* [EXERCISE INSTRUCTIONS]
Write out each line in which the string "page" is present.
start
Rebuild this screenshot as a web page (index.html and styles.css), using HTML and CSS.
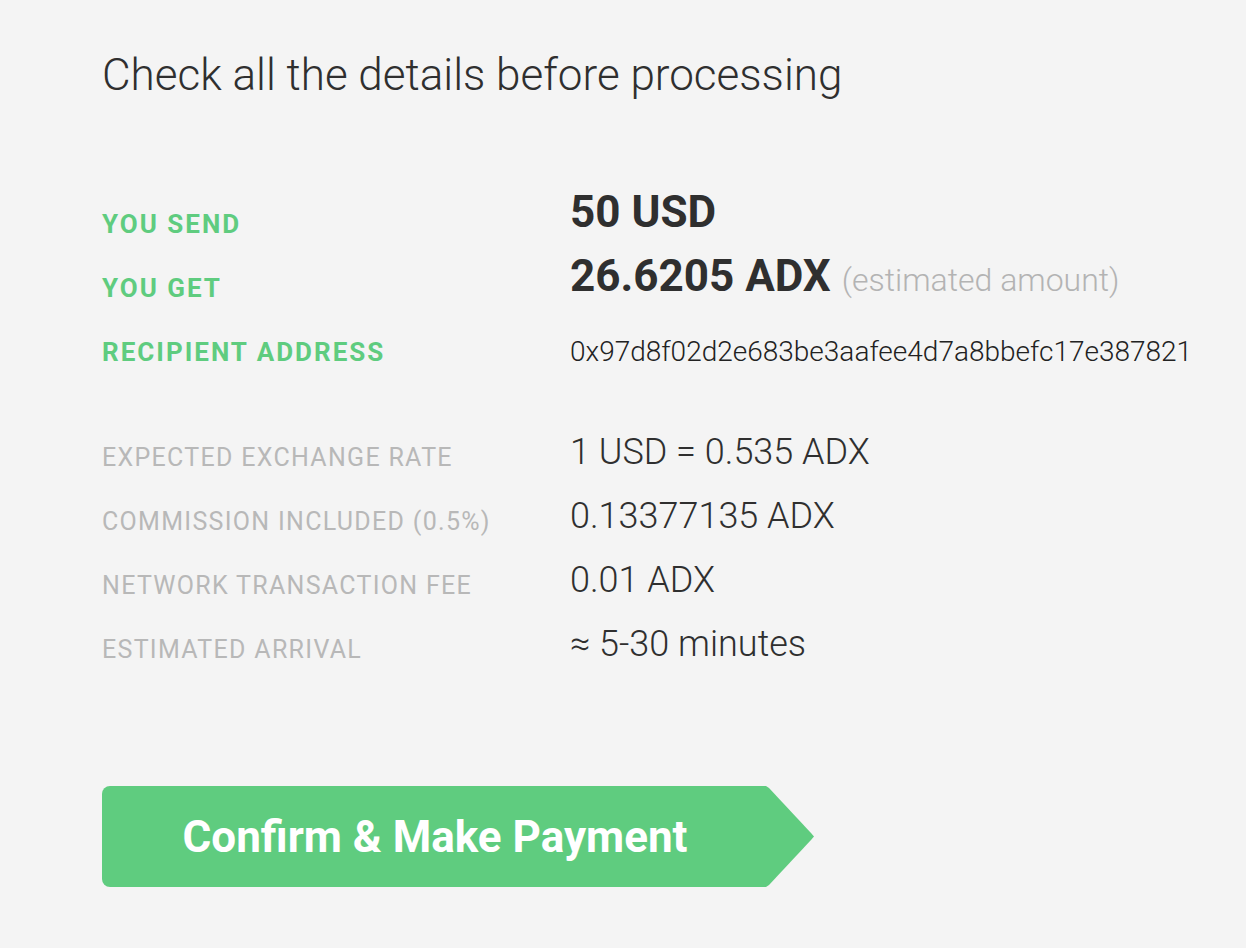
FILE: index.html
```html
<!DOCTYPE html>
<html>
<head>
<meta charset="utf-8">
<link rel="stylesheet" href="styles.css">
</head>
<body>
<main class="page">
  <h1 class="title">Check all the details before processing</h1>
  <section class="details main-details">
    <div class="row">
      <div class="label green">YOU SEND</div>
      <div class="value big">50 USD</div>
    </div>
    <div class="row">
      <div class="label green">YOU GET</div>
      <div class="value big">26.6205 ADX <span class="est">(estimated amount)</span></div>
    </div>
    <div class="row">
      <div class="label green">RECIPIENT ADDRESS</div>
      <div class="value addr">0x97d8f02d2e683be3aafee4d7a8bbefc17e387821</div>
    </div>
  </section>
  <section class="details sub-details">
    <div class="row">
      <div class="label gray">EXPECTED EXCHANGE RATE</div>
      <div class="value mid">1 USD = 0.535 ADX</div>
    </div>
    <div class="row">
      <div class="label gray">COMMISSION INCLUDED (0.5%)</div>
      <div class="value mid">0.13377135 ADX</div>
    </div>
    <div class="row">
      <div class="label gray">NETWORK TRANSACTION FEE</div>
      <div class="value mid">0.01 ADX</div>
    </div>
    <div class="row">
      <div class="label gray">ESTIMATED ARRIVAL</div>
      <div class="value mid">≈ 5-30 minutes</div>
    </div>
  </section>
  <button class="confirm">Confirm &amp; Make Payment</button>
</main>
</body>
</html>
```

FILE: styles.css
```css
html, body {
  margin: 0;
  padding: 0;
  background: #f4f4f4;
}
body {
  font-family: Roboto, "Liberation Sans", sans-serif;
  color: #2f2f2f;
}
.page {
  padding: 47px 0 0 102px;
  display: flex;
  flex-direction: column;
  align-items: flex-start;
}
.title {
  margin: 0;
  font-weight: 300;
  font-size: 44px;
  line-height: 56px;
  color: #2f2f2f;
}
.details {
  display: flex;
  flex-direction: column;
}
.main-details {
  margin-top: 89px;
}
.sub-details {
  margin-top: 42px;
}
.row {
  display: grid;
  grid-template-columns: 468px auto;
  align-items: start;
  height: 64px;
}
.label {
  line-height: 64px;
  white-space: nowrap;
}
.label.green {
  font-size: 26px;
  letter-spacing: 2px;
  color: #5fcc7f;
  font-weight: 700;
}
.label.gray {
  font-size: 25px;
  letter-spacing: 1.3px;
  color: #b8b8b8;
  font-weight: 400;
}
.value {
  white-space: nowrap;
}
.value.big {
  font-weight: 700;
  font-size: 44px;
  line-height: 40px;
  color: #2f2f2f;
}
.est {
  font-weight: 300;
  font-size: 32px;
  color: #b3b3b3;
}
.value.addr {
  font-weight: 300;
  font-size: 28px;
  line-height: 64px;
  color: #222;
}
.value.mid {
  font-weight: 300;
  font-size: 36px;
  line-height: 54px;
  margin-top: -1px;
  color: #2f2f2f;
}
.confirm {
  margin-top: 104px;
  width: 712px;
  height: 101px;
  padding: 0 46px 0 0;
  border: none;
  border-radius: 8px;
  background: #5fcc7f;
  color: #fff;
  font-family: Roboto, "Liberation Sans", sans-serif;
  font-weight: 700;
  font-size: 44px;
  text-align: center;
  clip-path: polygon(0 0, 664px 0, 667px 2px, 709px 47px, 712px 50%, 709px 54px, 667px 99px, 664px 100%, 0 100%);
  cursor: pointer;
}
```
end
* [TASK RESPONSE]
Rebuild this screenshot as a web page (index.html and styles.css), using HTML and CSS.
<main class="page">
.page {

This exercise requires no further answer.